Si Amador est célébré le 4 janvier, alors que sa mort daterait plutôt du 14 août, c’est parce qu’un livre de l’historien Raimundo José da Cunha Matos (1776-1839) paru en 1842 la situe au début de 1796. Le même Cunha Matos reprend à son compte l’histoire – ou la légende, selon les points de vue – d’une communauté d’Africains libres établi sur l’île vers 1540 après le naufrage d’un navire négrier : les Angolars. Gerhard Seibert souligne que certains historiens portugais, en particulier le géographe Francisco Tenreiro (1921-1963), ont fait d’Amador le chef des Angolars, de manière à mettre en doute l’existence d’esclaves marrons fuyant leurs atroces conditions d’exploitation. « Niant l’existence de l’esclavage sur São Tomé, Tenreiro a réinventé l’histoire de l’île en transformant la révolte des esclaves de 1595 en une attaque menée par Amador, décrit comme le chef des Angolars, eux-mêmes présentés, pour les mêmes raisons, comme les descendants d’un bateau négrier. Le mythe d’un Amador roi des Angolars a dissimulé la véritable dimension de l’histoire d’Amador, chef d’une des plus grandes révoltes d’esclaves. »

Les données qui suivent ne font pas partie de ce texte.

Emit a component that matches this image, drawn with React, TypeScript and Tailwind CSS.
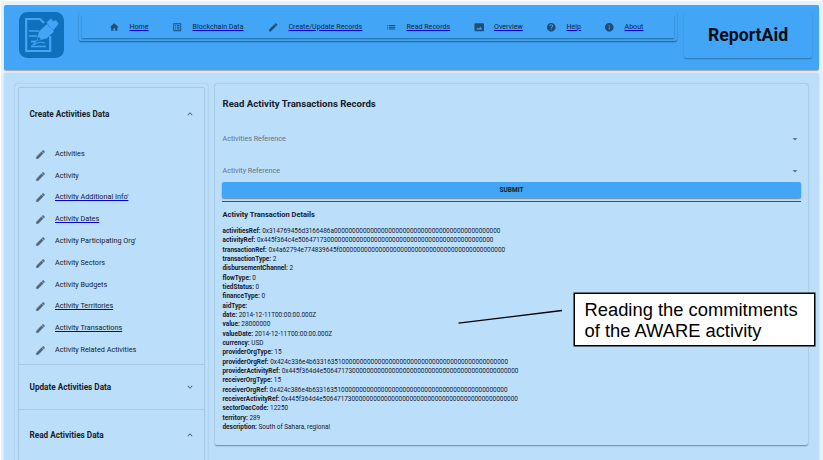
import React from "react";
import {
  MdArrowDropDown,
  MdExpandLess,
  MdExpandMore,
  MdHelp,
  MdHome,
  MdInfo,
  MdList,
  MdListAlt,
  MdPhotoSizeSelectActual,
} from "react-icons/md";

function Pencil({ className }: { className?: string }) {
  return (
    <svg className={className} viewBox="0 0 24 24" fill="currentColor" stroke="currentColor" strokeWidth="0.8">
      <path d="M3 17.250V21h3.750L17.810 9.940l-3.750-3.750L3 17.250zM20.710 7.040c.39-.39.39-1.020 0-1.410l-2.340-2.340c-.39-.39-1.020-.39-1.410 0l-1.830 1.830 3.750 3.750 1.830-1.830z" />
    </svg>
  );
}

const navItems = [
  { label: "Home", icon: MdHome, box: "w-[63px]" },
  { label: "Blockchain Data", icon: MdListAlt, box: "w-[96px]" },
  { label: "Create/Update Records", icon: Pencil, box: "w-[118px]" },
  { label: "Read Records", icon: MdList, box: "w-[87.500px]" },
  { label: "Overview", icon: MdPhotoSizeSelectActual, box: "w-[72.500px]" },
  { label: "Help", icon: MdHelp, box: "w-[58px]" },
  { label: "About", icon: MdInfo, box: "w-[50px]" },
];

const createItems = [
  { label: "Activities", link: false },
  { label: "Activity", link: false },
  { label: "Activity Additional Info'", link: true },
  { label: "Activity Dates", link: true },
  { label: "Activity Participating Org'", link: false },
  { label: "Activity Sectors", link: false },
  { label: "Activity Budgets", link: false },
  { label: "Activity Territories", link: true },
  { label: "Activity Transactions", link: true },
  { label: "Activity Related Activities", link: false },
];

const bytes32 = (prefix: string) => prefix.padEnd(66, "0");

const details: [string, string][] = [
  ["activitiesRef:", bytes32("0x314769456d3166486a")],
  ["activityRef:", bytes32("0x445f364c4e50647173")],
  ["transactionRef:", bytes32("0x4a62794e774839645f")],
  ["transactionType:", "2"],
  ["disbursementChannel:", "2"],
  ["flowType:", "0"],
  ["tiedStatus:", "0"],
  ["financeType:", "0"],
  ["aidType:", ""],
  ["date:", "2014-12-11T00:00:00.000Z"],
  ["value:", "28000000"],
  ["valueDate:", "2014-12-11T00:00:00.000Z"],
  ["currency:", "USD"],
  ["providerOrgType:", "15"],
  ["providerOrgRef:", bytes32("0x424c336e4b63316351")],
  ["providerActivityRef:", bytes32("0x445f364d4e50647173")],
  ["receiverOrgType:", "15"],
  ["receiverOrgRef:", bytes32("0x424c386e4b63316351")],
  ["receiverActivityRef:", bytes32("0x445f364d4e50647173")],
  ["sectorDacCode:", "12250"],
  ["territory:", "289"],
  ["description:", "South of Sahara, regional"],
];

function Logo() {
  return (
    <svg className="h-[46px] w-[45px] shrink-0" viewBox="0 0 45 46">
      <rect width="45" height="46" rx="8.5" fill="#0f70bb" />
      <path d="M25 11l-4-4H7.200v32h24V24" fill="none" stroke="#42a5f5" strokeWidth="2.200" />
      <path d="M10 19h10M10 24h8M12 29.500h5M12 34.500h15" fill="none" stroke="#42a5f5" strokeWidth="1.500" />
      <path d="M12 30l5-1-3 4 7-3 5 1" fill="none" stroke="#42a5f5" strokeWidth="1.100" />
      <path d="M17.500 29l2.500-9.500 8-7.500 7 7.500-7.500 7z" fill="#42a5f5" />
      <path d="M27.500 10.500L32 6.500l2.500 3 2.500-1.500 2.500 4-5.500 6.500z" fill="#42a5f5" />
      <path d="M18 28.700l1.500-4 2.500 2.600z" fill="#0f70bb" />
    </svg>
  );
}

function Header() {
  return (
    <header className="flex h-[65px] shrink-0 items-start rounded-[2px] bg-[#42a5f5] pl-[15px] pr-[7px] pt-[7px] shadow-[0_1px_1px_#00000050]">
      <Logo />
      <div className="ml-[15px] h-[29px] w-[598px] rounded-[2px] px-[3px] pt-[3px] shadow-[0_1px_1.5px_#00000070]">
        <nav className="flex h-[23px] items-center pl-[27px] pt-[1px] shadow-[0_1px_1.5px_#00000060]">
          {navItems.map(({ label, icon: Icon, box }) => (
            <a key={label} className={`flex shrink-0 items-center ${box}`}>
              <Icon className="mr-[10px] size-[10.500px] shrink-0 text-[#1f4d75]" />
              <span className="whitespace-nowrap text-[7.100px] text-[#10253a] underline decoration-[#0000ee]">
                {label}
              </span>
            </a>
          ))}
        </nav>
      </div>
      <div className="ml-auto flex h-[46px] w-[128px] items-center justify-center rounded-[2px] pt-[1px] text-[17.700px] font-bold text-[#040d15] shadow-[0_1px_1.5px_#00000048]">
        ReportAid
      </div>
    </header>
  );
}

function PanelTitle({ title, open }: { title: string; open: boolean }) {
  const Chevron = open ? MdExpandLess : MdExpandMore;
  return (
    <div className="flex w-full items-center justify-between pl-[10.500px] pr-[9.500px]">
      <span className="text-[8.200px] font-bold text-[#17212a]">{title}</span>
      <Chevron className="size-[10px] text-[#52677a]" />
    </div>
  );
}

function Sidebar() {
  return (
    <aside className="h-[400px] w-[193px] shrink-0 rounded-[2px] px-[4px] pt-[4px] shadow-[0_0_1.5px_#00000040]">
      <div className="h-[400px] shadow-[0_0_1.5px_#00000060]">
        <section className="h-[277px] border-b border-[#a8c8e2]">
          <div className="flex h-[52px] items-center">
            <PanelTitle title="Create Activities Data" open />
          </div>
          <ul className="pt-[3.500px]">
            {createItems.map(({ label, link }) => (
              <li key={label} className="flex h-[21.780px] items-center pl-[16px]">
                <Pencil className="mr-[9px] size-[11px] shrink-0 text-[#52677a]" />
                <span
                  className={
                    link
                      ? "whitespace-nowrap text-[7.260px] text-[#17212a] underline decoration-[#0000ee]"
                      : "whitespace-nowrap text-[7.260px] text-[#17212a]"
                  }
                >
                  {label}
                </span>
              </li>
            ))}
          </ul>
        </section>
        <section className="flex h-[45px] items-center border-b border-[#abcbe5] pt-[1px]">
          <PanelTitle title="Update Activities Data" open={false} />
        </section>
        <section className="flex h-[51px] items-center">
          <PanelTitle title="Read Activities Data" open />
        </section>
      </div>
    </aside>
  );
}

function SelectRow({ label }: { label: string }) {
  return (
    <div className="flex h-[12px] items-center justify-between text-[7.200px] text-[#607486]">
      <span>{label}</span>
      <MdArrowDropDown className="size-[12px]" />
    </div>
  );
}

function Records() {
  return (
    <main className="ml-[7px] h-[361px] w-[593px] shrink-0 rounded-[2px] pl-[7px] pr-[7px] pt-[14px] shadow-[0_0.500px_1.5px_#00000068]">
      <h1 className="h-[12px] pl-[0.500px] text-[9.620px] font-bold leading-[12px] text-[#17212a]">
        Read Activity Transactions Records
      </h1>
      <div className="mt-[23px] pl-[0.500px]">
        <SelectRow label="Activities Reference" />
      </div>
      <div className="mt-[20px] pl-[0.500px]">
        <SelectRow label="Activity Reference" />
      </div>
      <button className="mt-[5px] flex h-[16px] w-full items-center justify-center rounded-[2px] bg-[#42a5f5] pt-[1px] text-[6.500px] font-bold text-[#0a1c2c] shadow-[0_1px_1.5px_#00000066]">
        SUBMIT
      </button>
      <hr className="mt-[3px] border-0 border-t border-[#46535e]" />
      <h2 className="mt-[8px] h-[10px] pl-[0.500px] text-[7.500px] font-bold leading-[10px] text-[#17212a]">
        Activity Transaction Details
      </h2>
      <dl className="mt-[7px] pl-[0.500px] text-[6.450px] leading-[9.330px]">
        {details.map(([key, value]) => (
          <div key={key} className="flex h-[9.330px] gap-[1.600px] whitespace-nowrap">
            <dt className="font-bold text-[#16202a]">{key}</dt>
            <dd className="text-[#15202f]">{value}</dd>
          </div>
        ))}
      </dl>
    </main>
  );
}

export default function App() {
  return (
    <div className="relative h-[460px] w-[823px] overflow-hidden bg-white pl-px pt-px font-[Roboto,sans-serif]">
      <div className="flex h-[459px] flex-col bg-[#e3f2fd] pl-[3px] pr-[4px] pt-[4px]">
        <Header />
        <div className="mt-[3px] flex h-[400px] shrink-0 items-start rounded-[2px] bg-[#bbdefb] pl-[11px] pt-[11px] shadow-[0_0_2px_#00000028]">
          <Sidebar />
          <Records />
        </div>
      </div>
      <svg className="absolute left-[457px] top-[308px] h-[18px] w-[107px]" viewBox="0 0 107 18">
        <path d="M1.500 15.200L105 2.500" stroke="#000" strokeWidth="1.300" />
      </svg>
      <div className="absolute left-[573.500px] top-[293px] h-[53px] w-[241px] whitespace-nowrap border border-black bg-white pl-[10px] pt-[5px] font-['Liberation_Sans',Arial,sans-serif] text-[18.350px] leading-[21px] text-black shadow-[0_0_0_0.500px_#000000]">
        Reading the commitments
        <br />
        of the AWARE activity
      </div>
    </div>
  );
}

Pour Izequiel Batista de Sousa, ce mythe ne tient pas non plus : « Je pense pour ma part qu’Amador n’était pas un Angolar, c’était à mon avis un esclave créole né dans la plantation, très intelligent, éduqué et qui savait peut-être lire. Son armée était organisée à la manière portugaise. » Reste que la version d’un Amador chef des Angolars, que l’on doit à un historien en phase avec l’idéologie coloniale du régime d’António de Oliveira Salazar, au Portugal, a, de nos jours encore, la vie dure – même à São Tomé-et-Principe.